Current STO Stock Info

Norway’s Statoil (ticker: STO) reported its second quarter results today, and executives said on the conference call that the company has no new drilling plans for its Bakken, Eagle Ford or Marcellus properties, citing volatile oil prices and weak NGL pricing in North America.

Statoil Onshore U.S. Operations

In 2008, Statoil acquired a 32.5% interest in the Marcellus shale gas acreage of Chesapeake Energy Corporation (ticker: CHK). The holding covers 1.8 million acres in the Appalachian region of the north-eastern US, according to STO. Statoil entered the Eagle Ford in south Texas in 2010 via a joint venture with Talisman Energy. In 2011, Statoil acquired Brigham Exploration, a leading player in the Bakken oil play. Statoil is now a major operator in the Williston and is usually ranked in the top five Bakken producers.

“The fundamental market conditions are unchanged but we do see signs that we may be heading toward a more balanced supply/demand picture for oil,” said Statoil CFO and Executive Vice President Hans Jakob Hegge. “Despite this, we must expect to see volatility for some time.”

“I think we have a strong position when it comes to the U.S.,” Hegge continued. “We are placed in the good basins and in good acreage. We see costs coming down and the main focus is on efficiencies.”

Statoil said it delivered equity production of 1,959 MBOEPD in the second quarter. Underlying production growth, after divestments, was 6% compared to the second quarter of last year.

The company reduced its overall CapEx guidance for 2016 from US $13 billion to around US $12 billion, mainly due to the impact of efficiency efforts and continued strict prioritization, it said in a statement. The company said CapEx reductions will be due to continued efficiencies, as it plans to drill the same number of wells as originally planned.

Analysts on today’s call asked for clarification on U.S. CapEx spending:

Q: On CapEx, you’ve cut your CapEx guidance by $1 billion from $13 billion to$ 12 billion this year. And if we look at year-to-date CapEx, it’s at $5.3 billion which implies a run rate of $10.6 billion. Would you say that there is still headroom for further CapEx reductions or will CapEx in the second half of this year be increased by more than 20% that you see it now?

STO: Year-to-date, we spent $5.4 billion and expect higher activity during the year with the Sverdrup execution, starting the execution of Peregrino Phase Two and a potential activity with fracking in Bakken and Eagle Ford, so the U.S. onshore operation.

Q: Your Bakken production fell 11% sequentially in Q1 and then another 14% sequentially in Q2. You stated at Q1 that the drop in Q1 was not representative going forward. What are your plans for activity and production U.S. onshore going forward?
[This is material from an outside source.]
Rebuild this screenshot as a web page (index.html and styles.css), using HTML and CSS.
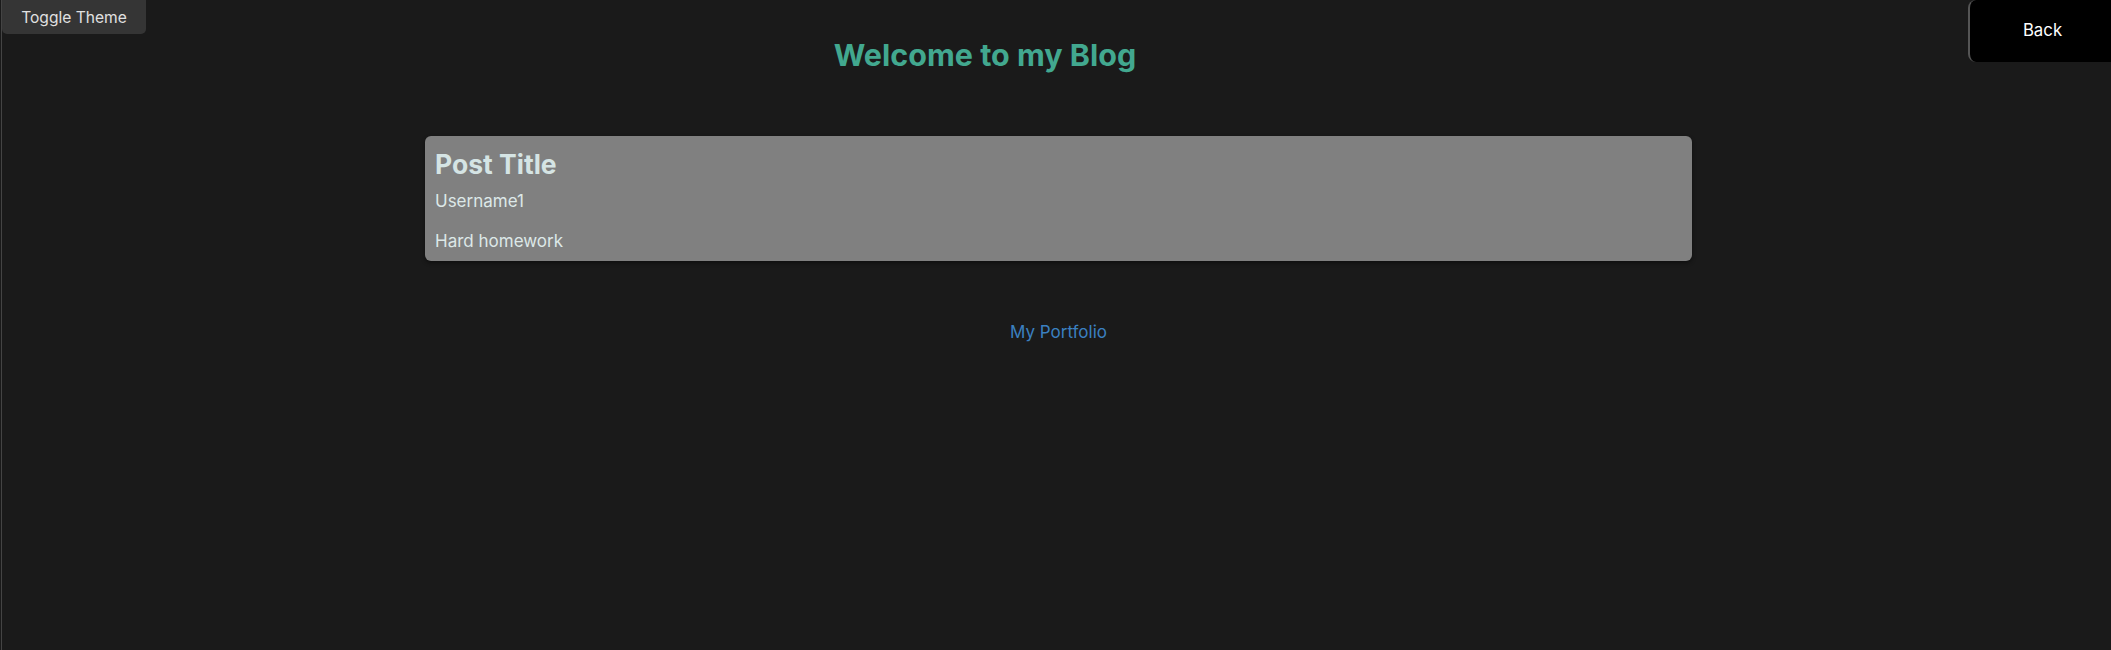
FILE: index.html
```html
<!DOCTYPE html>
<html lang="en">
<head>
<meta charset="utf-8">
<title>Blog</title>
<link rel="stylesheet" href="styles.css">
</head>
<body>
<div class="page">
  <button class="toggle-theme">Toggle Theme</button>
  <header class="header">
    <h1 class="title">Welcome to my Blog</h1>
    <button class="back-btn">Back</button>
  </header>
  <main class="posts">
    <article class="post-card">
      <h2 class="post-title">Post Title</h2>
      <p class="post-user">Username1</p>
      <p class="post-body">Hard homework</p>
    </article>
  </main>
  <footer class="footer">
    <a class="portfolio-link" href="#">My Portfolio</a>
  </footer>
</div>
</body>
</html>
```

FILE: styles.css
```css
html, body {
  margin: 0;
  padding: 0;
  background: #1a1a1a;
  height: 100%;
}

body {
  font-family: Inter, "Noto Sans", "Liberation Sans", sans-serif;
  color: #dde8e8;
}

.page {
  position: relative;
  margin-left: 1px;
  border-left: 1px solid #444;
  min-height: 100%;
  box-sizing: border-box;
}

.toggle-theme {
  position: absolute;
  top: 0;
  left: 0;
  width: 144px;
  height: 34px;
  background: #353535;
  color: #e0e0e0;
  border: none;
  border-radius: 0 0 5px 5px;
  font-family: inherit;
  font-size: 15.6px;
  padding: 0;
  cursor: pointer;
}

.header {
  display: flex;
  align-items: flex-start;
}

.title {
  flex: 1;
  margin: 35px 0 0;
  text-align: center;
  font-size: 30.5px;
  line-height: 40px;
  font-weight: 700;
  color: #42a88f;
}

.back-btn {
  width: 143px;
  height: 62px;
  background: #000;
  color: #fff;
  border: none;
  border-left: 2px solid #555;
  border-radius: 8px 0 0 8px;
  font-family: inherit;
  font-size: 16.8px;
  padding: 0 0 3px 4px;
  cursor: pointer;
}

.posts {
  display: flex;
  justify-content: center;
  padding-left: 4px;
  margin-top: 61px;
}

.post-card {
  width: 1267px;
  box-sizing: border-box;
  background: #808080;
  border-radius: 6px;
  box-shadow: 0 2px 4px rgba(0, 0, 0, 0.45);
  padding: 12px 10px 8px;
}

.post-title {
  margin: 0;
  font-size: 26.5px;
  line-height: 32px;
  font-weight: 700;
  color: #d5e4e4;
}

.post-user,
.post-body {
  margin: 9px 0 0;
  font-size: 17px;
  line-height: 24px;
  color: #dde8e8;
}

.post-body {
  margin-top: 16px;
}

.footer {
  display: flex;
  justify-content: center;
  padding-left: 4px;
  margin-top: 59px;
}

.portfolio-link {
  font-size: 17px;
  line-height: 24px;
  color: #3b80c0;
  text-decoration: none;
}
```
STO: We still have one operating rig in each play and frack crews in the Bakken and Eagle Ford in the second quarter. Stock in production was reduced compared to the first quarter with no wells completed in the quarter and prices have improved since the first quarter. We are considering some activity in the second half, but the cost focus remains critical.

Q: On the U.S. onshore, could you just remind us what the CapEx was that was spent on this business in the second quarter, and what the full-year CapEx budget is there?

STO: U.S. onshore CapEx was very low in the first quarter due to only one rig in each play – expect to see a bit higher spend in the second quarter at an activity level reflecting the current prices which we call ‘value over volume’, so strict prioritization [because] the main focus is on costs.